American Airlines began working with Finnish renewable fuels and products company Neste in 2017 after striking an agreement to use Neste’s renewable fuels.

In August 2020, Neste agreed to supply American with SAF at San Francisco International Airport via pipeline.

Then in July 2022, Neste delivered a batch of its Neste MY Sustainable Aviation Fuel to American Airlines at San Francisco International Airport.

This was part of a pilot to certify SAF as a Carbon Offsetting and Reduction Scheme for International Aviation (CORSIA) eligible fuel that can be used by an airline to meet its emissions obligation under CORSIA.

Meanwhile, in December 2021, American announced it had agreed to take delivery of 16m gallons of SAF from California-based renewable fuels and biochemicals company Aemetis annually over a seven-year period beginning in 2024.

Then in July last year, the airline announced it would purchase 500m gallons of SAF over five years from Colorado-headquartered renewable chemicals and advanced biofuels company Gevo. Deliveries are expected to begin in 2026.

The airline said at the time of the deal its total low-carbon fuel commitments had reached more than 620m gallons — fulfilling approximately 20% of the airline’s goal to replace 10% of jet fuel usage with SAF by 2030.

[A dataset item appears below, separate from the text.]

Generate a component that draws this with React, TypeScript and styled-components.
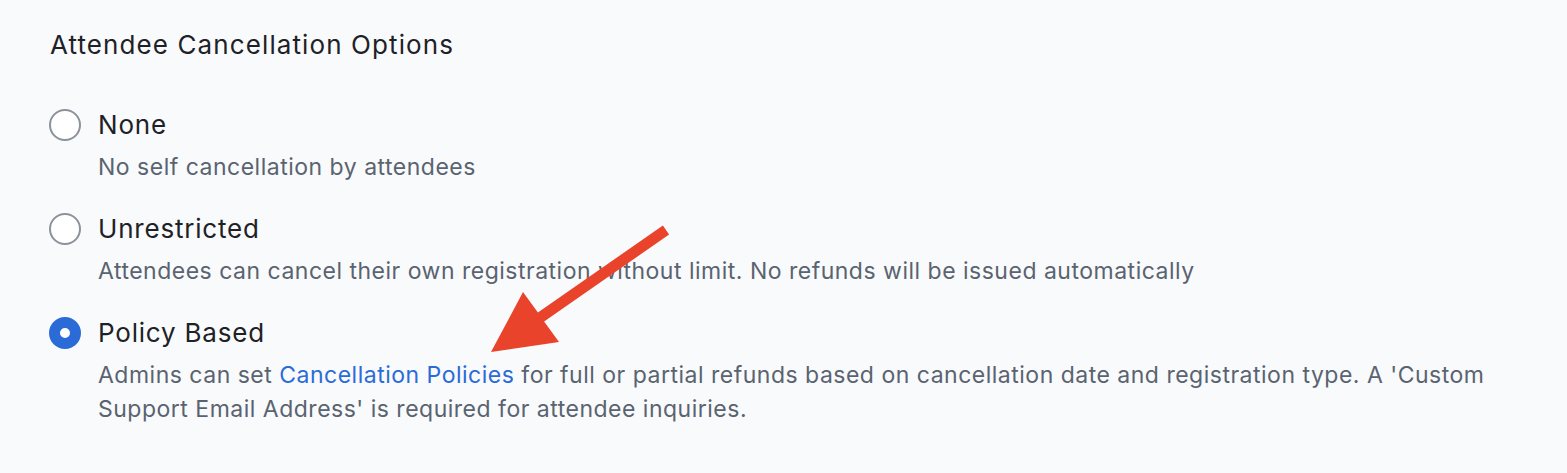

Additionally, in March 2021, American Airlines reached an agreement in principle with freight forwarder Kuehne+Nagel to allocate a portion of the carbon reduction benefit it generates through its use of SAF to the logistics company.

Schwendinger agrees there is a question mark over whether the industry can feasibly increase production of SAF to make it financially viable by the net zero emissions target of 2050, but says: “From our perspective, SAF is an opportunity that we identified early on and one that we moved aggressively to get SAF in place from three great providers.”

2050 target

While future fuels make up a small percentage of the air cargo and passenger industry’s aviation fuel usage currently, SAF is expected to increasingly help American achieve its goal of net zero GHG emissions by 2050.

Guided by Jill Blickstein, vice president, sustainability at American Airlines, the airline aims to incrementally move towards the target.

In 2030, the airline hopes to replace about 10% of its jet fuel usage with SAF.

By 2035, it aims to lower its greenhouse gas emissions intensity by 45% and reduce its scope two emissions by 40%.

“We had subject matter experts review, verify and validate the steps that we intended to take,” says Schwendinger.

Green variety approach

In addition to investment in future fuels, American Airlines, part of the global airline alliance oneworld – which aims to become the first alliance of its kind to reach a target of carbon neutrality by 2050, is renewing its fleet, ground equipment, facilities and operations to be more sustainable.

American Airlines Cargo has cut its paper use by supporting the industry’s eAWB (electronic Air Waybill) initiative, and is using reusable, biodegradable polyethylene film for shipments at airports across the US as part of a partnership with M&G Packaging’s BioNatur Plastics, which started last year.

The product is durable but lighter than the plastic it replaces, which results in less fuel burn and reduced CO2 emissions, Schwendinger explains.

He points out that BioNatur is fully recyclable, but if it is put into landfill it will decompose in five to 10 years under normal conditions, rather than 1000 years for traditional plastic.

“Last year we replaced about 130,000 pounds of what would have otherwise been traditional plastics with this product,” Schwendinger says.

“And the easiest way in which BioNatur helps us to put that into context is 130,000 pounds is the equivalent of 6.4m plastic water bottles.

“They’re a great partner in terms of customising the solution to meet our specifications from a dimensioning requirement perspective.”

He says American Airlines Cargo is now looking for other ways in which it can utilise BioNatur’s technology.

However, while efforts to increase air cargo sustainability are ramping up, the industry is going to need to shoulder the cost of decarbonisation to achieve it by 2050, believes Schwendinger.

“If everyone has the same commitment that American does, then I think that there’s no reason that the industry can’t get to net zero.

“That’s going to take a lot of hard work and a lot of investment. I think that you’re going to need to see people starting to be willing to pay for the incremental costs that some of these alternatives may introduce.”

However, he adds: “But that allows us to provide more capital into the infrastructure that is required to deliver the technologies and solutions which ultimately brings the cost down.”